La vida en suspenso, jornada 50

Sostenía Thoreau que pasear es una forma de pensar. No puedo estar más de acuerdo. Cuando uno pasea, camina, el pensamiento se “desabrocha”, se libera de uno mismo a medida que avanzamos, hasta que ocurre la desconexión —milagrosa— entre el mundo de las ideas racionales y las irracionales. Personalmente son estas últimas las que me interesan y, a menudo, las anoto, por estúpidas que parezcan, se lo leí a David Lynch: «las ideas son productos de la mente, todas; no debemos desaprovecharlas», venía a decir más o menos. Yo quise añadir, además, que es aquello que generamos de manera autónoma —uno tiene una idea, más o menos original, no la fuerza— desde nuestro organismo, excrementos a parte, y, aunque en ocasiones ideas y excrementos lleguen a confundirse, no debemos descartarlas a priori. Démosles una segunda oportunidad y ya veremos después.

La reflexión viene al caso de la primera salida permitida (más bien desestabulización) del confinamiento. Los lugares, aceras, plazas y caminos que anteayer estaban desiertos, apenas habitados por paseantes con perros conformando una realidad cuasi apocalíptica, acabaron por transformarse en dicho apocalipsis: los paseos se llenaron de personas con toda clase de coloridas máscaras, corredores, ciclistas, paseantes, ...con o sin perro, semejando una fila de romeros. En mayor o menor grado todos criticaban la invasión de las calles por “los demás” —es pertinente la reflexión sartriana, «el infierno son los otros»— como si no todos formásemos parte de esa realidad anómala y tuviésemos la misma necesidad de mojar los pies desnudos en el agua del mar. Ignoro qué le ocurriría al resto, pero cuando alguien se cruzaba conmigo en algún paso estrecho, contenía el aliento; me molestó en particular que un adolescente pasara corriendo delante de mí sin guardar la distancia preceptiva: el infierno ya no existe, lo dijo el Papa anterior, de existir seríamos todos. De pronto, dos parejas en direcciones encontradas se detienen, se saludan a un par de metros de distancia y, tras intercambiar obviedades acerca de cómo está aquello, una mujer le dice a la otra, “nosotros ya caminamos bastante, ahora a casa, a ver la televisión”, el marido no parece estar muy de acuerdo, pero se resigna. Es la única nota que tomo tras el paseo, el pensamiento no se liberó.

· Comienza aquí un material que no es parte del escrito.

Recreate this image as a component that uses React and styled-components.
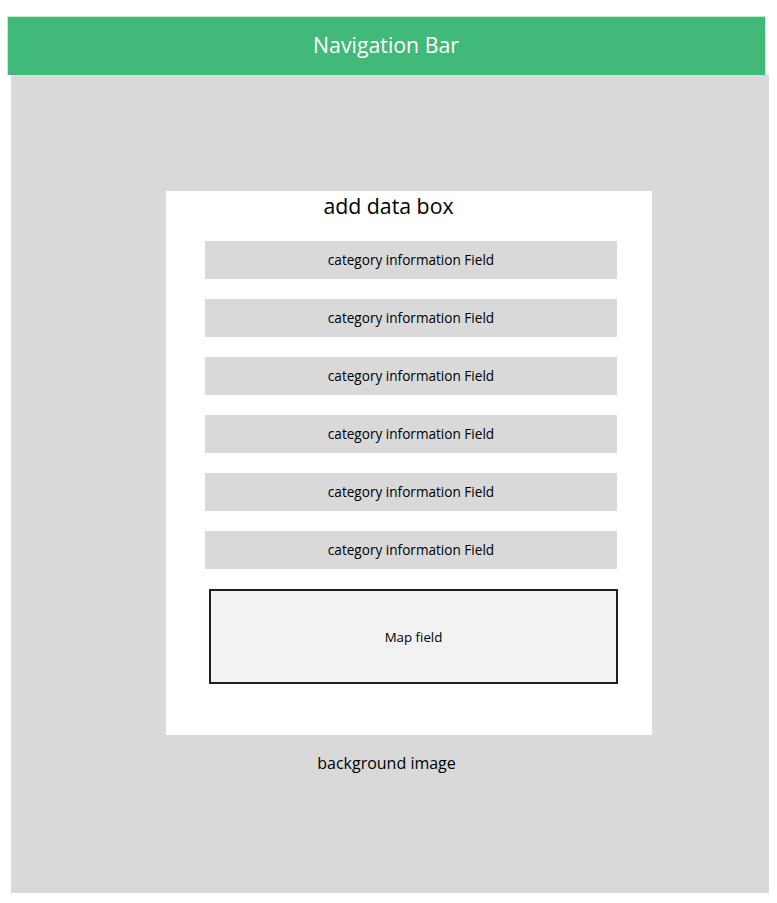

Leo a Antonio Muñoz Molina describiendo su estancia en Charlottesville, Virginia, cuando era profesor invitado en su universidad, su perplejidad ante todo, frente una forma de vida que aún no había llegado a la España de entonces: las máquinas expendedoras de bebida y comida, la ausencia de fumadores en los espacios universitarios, las grandes superficies comerciales, los desplazamientos constantes en automóvil, la obesidad, ...etc. Aunque lo que más llamó su atención entonces fue la existencia de una sociedad paralela que no se movía en coche: quienes caminaban eran pobres. Pero pobres de necesidad, de «pobreza africana», esa que no conocíamos ya en nuestro país, ni siquiera en los peores tiempos de la dictadura o la posguerra; esa sí fumaba, y vestía harapos, olía mal. Recordando una de las series —norteamericanas— que consumimos en casa estos días, caigo en la cuenta de que una de las familias protagonistas de esta (Ozark) es de esa clase de personas. Semejan a los personajes de Tom Sawyer (Mark Twain, 1876), solo que en la actualidad: una familia desestructurada que vive miserablemente en un conjunto de caravanas frente a un lago, en un lugar idílico, en aparente libertad, pero en unas condiciones cuya referencia más inmediata asociaríamos aquí con un asentamiento gitano. La delincuencia es su modus vivendi, aunque su tasa de éxito no sea la misma que la de sus vecinos —estos son ricos, obscenamente ricos— cuya forma de vida es, también la delincuencia. Me pregunto si la sociedad norteamericana continúa siendo como la recuerda Muñoz Molina. La serie me responde —y un titular en la primera página de el País: «Hombres armados irrumpen en el Capitolio de Michigan y se niegan a quedarse en casa»—, es peor.

Me pregunto si soy adicto a la melancolía pues me muevo a gusto en ella, no de manera permanente, claro está, pero sí la recuerdo próxima a lo largo de toda mi vida. De vuelta a casa, al atardecer, me viene a la cabeza un artículo que Enrique Vila-Matas ha escrito hoy donde menciona el arco del Triunfo de Barcelona; en enero de 2014 Marina y yo nos citamos allí con un amigo que finalmente no acudió, nos dio una excusa peregrina y me vi obligado a mentirle a ella, improvisamos otro plan después de esperar una hora.